Fils de l'écrivain Mikhaïl Slonimski, neveu du compositeur-chef d'orchestre Nikolaï Slonimski (1894-1995), qui fut l'ami de Varèse et créa certaines de ses œuvres, il sortit en 1955 de la classe de composition d'O. Evlakhov, et, en 1956, de la classe de piano de V. Nilsen, au conservatoire de Leningrad. En 1958, il termine ses études supérieures de musicologie. Il enseigne les disciplines théoriques de la musique depuis 1959, la composition depuis 1967, et est le responsable musical de l'Opéra de Kirov et de la compagnie de ballet de Leningrad.
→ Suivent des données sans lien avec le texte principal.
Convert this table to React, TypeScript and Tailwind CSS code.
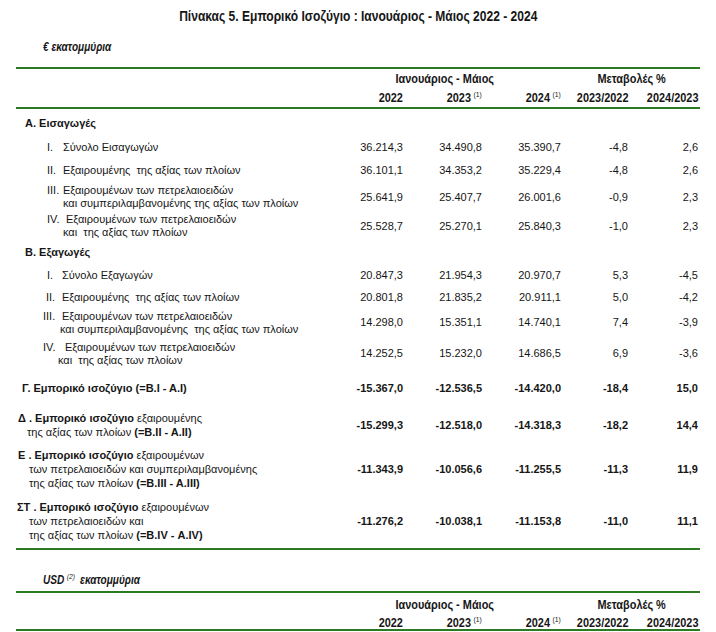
import React from "react";

const cols = "grid grid-cols-[334px_53px_79px_79px_67px_70px] pr-[4px]";

type Row = {
  num: string;
  numCls: string;
  numW: string;
  l1: string;
  l2?: string;
  l2Cls?: string;
  h: string;
  v: string[];
};

const imports: Row[] = [
  { num: "I.", numCls: "pl-[31px]", numW: "w-[16px]", l1: "Σύνολο Εισαγωγών", h: "h-[21px]", v: ["36.214,3", "34.490,8", "35.390,7", "-4,8", "2,6"] },
  { num: "II.", numCls: "pl-[31px]", numW: "w-[16px]", l1: "Εξαιρουμένης  της αξίας των πλοίων", h: "h-[24px]", v: ["36.101,1", "34.353,2", "35.229,4", "-4,8", "2,6"] },
  { num: "III.", numCls: "pl-[31px]", numW: "w-[16px]", l1: "Εξαιρουμένων των πετρελαιοειδών", l2: "και συμπεριλαμβανομένης της αξίας των πλοίων", l2Cls: "pl-[47px]", h: "h-[30px]", v: ["25.641,9", "25.407,7", "26.001,6", "-0,9", "2,3"] },
  { num: "IV.", numCls: "pl-[31px]", numW: "w-[19px]", l1: "Εξαιρουμένων των πετρελαιοειδών", l2: "και  της αξίας των πλοίων", l2Cls: "pl-[47px]", h: "h-[28px]", v: ["25.528,7", "25.270,1", "25.840,3", "-1,0", "2,3"] },
];

const exports: Row[] = [
  { num: "I.", numCls: "pl-[31px]", numW: "w-[15px]", l1: "Σύνολο Εξαγωγών", h: "h-[22px]", v: ["20.847,3", "21.954,3", "20.970,7", "5,3", "-4,5"] },
  { num: "II.", numCls: "pl-[30px]", numW: "w-[16px]", l1: "Εξαιρουμένης  της αξίας των πλοίων", h: "h-[22px]", v: ["20.801,8", "21.835,2", "20.911,1", "5,0", "-4,2"] },
  { num: "III.", numCls: "pl-[27px]", numW: "w-[19px]", l1: "Εξαιρουμένων των πετρελαιοειδών", l2: "και συμπεριλαμβανομένης  της αξίας των πλοίων", l2Cls: "pl-[44px]", h: "h-[29px]", v: ["14.298,0", "15.351,1", "14.740,1", "7,4", "-3,9"] },
  { num: "IV.", numCls: "pl-[27px]", numW: "w-[22px]", l1: "Εξαιρουμένων των πετρελαιοειδών", l2: "και  της αξίας των πλοίων", l2Cls: "pl-[42px]", h: "h-[33px]", v: ["14.252,5", "15.232,0", "14.686,5", "6,9", "-3,6"] },
];

// no narrow face installed, so squeeze the bold heading text the way Arial Narrow looks
function Narrow({ children, o, s = "scale-x-[0.84]" }: { children: React.ReactNode; o: string; s?: string }) {
  return <span className={`inline-block whitespace-nowrap ${s} ${o}`}>{children}</span>;
}

function Sup({ t, cls = "" }: { t: string; cls?: string }) {
  return <span className={`relative -top-[5px] ml-[3px] text-[8px] font-normal ${cls}`}>{t}</span>;
}

function Head({ r1, r2 }: { r1: string; r2: string }) {
  return (
    <div className="font-bold text-[13px]">
      <div className="h-[2px] bg-[#2b7a22]" />
      <div className={`${cols} ${r1} items-center leading-none`}>
        <div />
        <div className="col-span-3 text-center pr-[21px]">
          <Narrow o="origin-center">Ιανουάριος - Μάιος</Narrow>
        </div>
        <div className="col-span-2 text-center pl-[5px]">
          <Narrow o="origin-center">Μεταβολές %</Narrow>
        </div>
      </div>
      <div className={`${cols} ${r2} items-center leading-none text-right`}>
        <div />
        <div>
          <Narrow o="origin-right">2022</Narrow>
        </div>
        <div>
          <Narrow o="origin-right">
            2023<Sup t="(1)" />
          </Narrow>
        </div>
        <div>
          <Narrow o="origin-right">
            2024<Sup t="(1)" />
          </Narrow>
        </div>
        <div>
          <Narrow o="origin-right">2023/2022</Narrow>
        </div>
        <div>
          <Narrow o="origin-right">2024/2023</Narrow>
        </div>
      </div>
      <div className="h-[2px] bg-[#2b7a22]" />
    </div>
  );
}

function Values({ v, bold }: { v: string[]; bold?: boolean }) {
  return (
    <>
      {v.map((x, i) => (
        <div key={i} className={`text-right ${bold ? "font-bold" : ""}`}>
          {x}
        </div>
      ))}
    </>
  );
}

function ItemRow({ r }: { r: Row }) {
  return (
    <div className={`${cols} ${r.h} items-center`}>
      <div className="leading-[13px] whitespace-pre">
        <div className={`flex ${r.numCls}`}>
          <span className={r.numW}>{r.num}</span>
          <span>{r.l1}</span>
        </div>
        {r.l2 && <div className={r.l2Cls}>{r.l2}</div>}
      </div>
      <Values v={r.v} />
    </div>
  );
}

function Section({ title, h, rows }: { title: string; h: string; rows: Row[] }) {
  return (
    <>
      <div className={`${cols} ${h} items-center`}>
        <div className="pl-[9px] font-bold">{title}</div>
      </div>
      {rows.map((r, i) => (
        <ItemRow key={i} r={r} />
      ))}
    </>
  );
}

export default function App() {
  return (
    <div className="w-[716px] h-[632px] overflow-hidden bg-white text-[#161616] text-[11px] font-['Liberation_Sans',Arial,sans-serif]">
      <div className="h-[32px] flex items-center justify-center font-bold text-[14px]">
        <Narrow o="origin-center" s="scale-x-[0.86]">
          Πίνακας 5. Εμπορικό Ισοζύγιο : Ιανουάριος - Μάιος 2022 - 2024
        </Narrow>
      </div>
      <div className="h-[30px] flex items-center pl-[43px] italic font-bold text-[12px]">
        <Narrow o="origin-left">€ εκατομμύρια</Narrow>
      </div>

      <div className="mx-[16px] mt-[5px]">
        <Head r1="h-[19px]" r2="h-[19px]" />

        <Section title="Α. Εισαγωγές" h="h-[28px]" rows={imports} />
        <Section title="Β. Εξαγωγές" h="h-[24px]" rows={exports} />

        <div className={`${cols} h-[36px] items-center`}>
          <div className="pl-[6px] font-bold">Γ. Εμπορικό ισοζύγιο (=Β.Ι - Α.Ι)</div>
          <Values v={["-15.367,0", "-12.536,5", "-14.420,0", "-18,4", "15,0"]} bold />
        </div>

        <div className={`${cols} h-[38px] items-center`}>
          <div className="leading-[14px]">
            <div className="pl-[2px]">
              <b>Δ . Εμπορικό ισοζύγιο</b> εξαιρουμένης
            </div>
            <div className="pl-[11px]">
              της αξίας των πλοίων <b>(=Β.ΙΙ - Α.ΙΙ)</b>
            </div>
          </div>
          <Values v={["-15.299,3", "-12.518,0", "-14.318,3", "-18,2", "14,4"]} bold />
        </div>

        <div className={`${cols} h-[50px] items-center`}>
          <div className="leading-[14px]">
            <div className="pl-[2px]">
              <b>Ε . Εμπορικό ισοζύγιο</b> εξαιρουμένων
            </div>
            <div className="pl-[13px]">των πετρελαιοειδών και συμπεριλαμβανομένης</div>
            <div className="pl-[13px]">
              της αξίας των πλοίων <b>(=Β.ΙΙΙ - Α.ΙΙΙ)</b>
            </div>
          </div>
          <Values v={["-11.343,9", "-10.056,6", "-11.255,5", "-11,3", "11,9"]} bold />
        </div>

        <div className={`${cols} h-[54px] items-center`}>
          <div className="leading-[14px]">
            <div className="pl-[1px]">
              <b>ΣΤ . Εμπορικό ισοζύγιο</b> εξαιρουμένων
            </div>
            <div className="pl-[13px]">των πετρελαιοειδών και</div>
            <div className="pl-[13px]">
              της αξίας των πλοίων <b>(=Β.IV - Α.IV)</b>
            </div>
          </div>
          <Values v={["-11.276,2", "-10.038,1", "-11.153,8", "-11,0", "11,1"]} bold />
        </div>

        <div className="h-[2px] bg-[#2b7a22]" />
      </div>

      <div className="h-[41px] pt-[19px] flex items-center pl-[43px] italic font-bold text-[12px]">
        <Narrow o="origin-left">
          USD<Sup t="(2)" cls="font-bold mr-[6px]" />εκατομμύρια
        </Narrow>
      </div>

      <div className="mx-[16px]">
        <Head r1="h-[22px]" r2="h-[14px]" />
      </div>
    </div>
  );
}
Ses premières partitions rendent hommage au dernier Prokofiev et au Stravinski de la période russe : Symphonie (1960), Sonate pour piano (1962), Chants de liberté sur des textes populaires pour mezzo, baryton et grand orchestre (1961), retrouvant le faux archaïsme de Noces.

   Dans les années 1965-66, il parcourut la campagne des anciens États baltes, notant de très anciens chants d'origine païenne qui allaient lui servir de matériaux pour nombre de ses ouvrages à venir : l'opéra Virinéia (1967), le truculent Concerto buffo. Intégrant ces éléments de folklore archaïsant dans un langage sériel, il composa le ballet Icare (1971), où se mêlent chants de troubadours, musique quasi concrète et relents de foire, puis des pièces vocales comme Chants de troubadours (1975) pour soprano, ténor, quatre flûtes à bec et luth, ou encore Pesnokhorka (1976) pour contralto, flûte, hautbois, trompette, balalaïka, batterie, guitares électriques.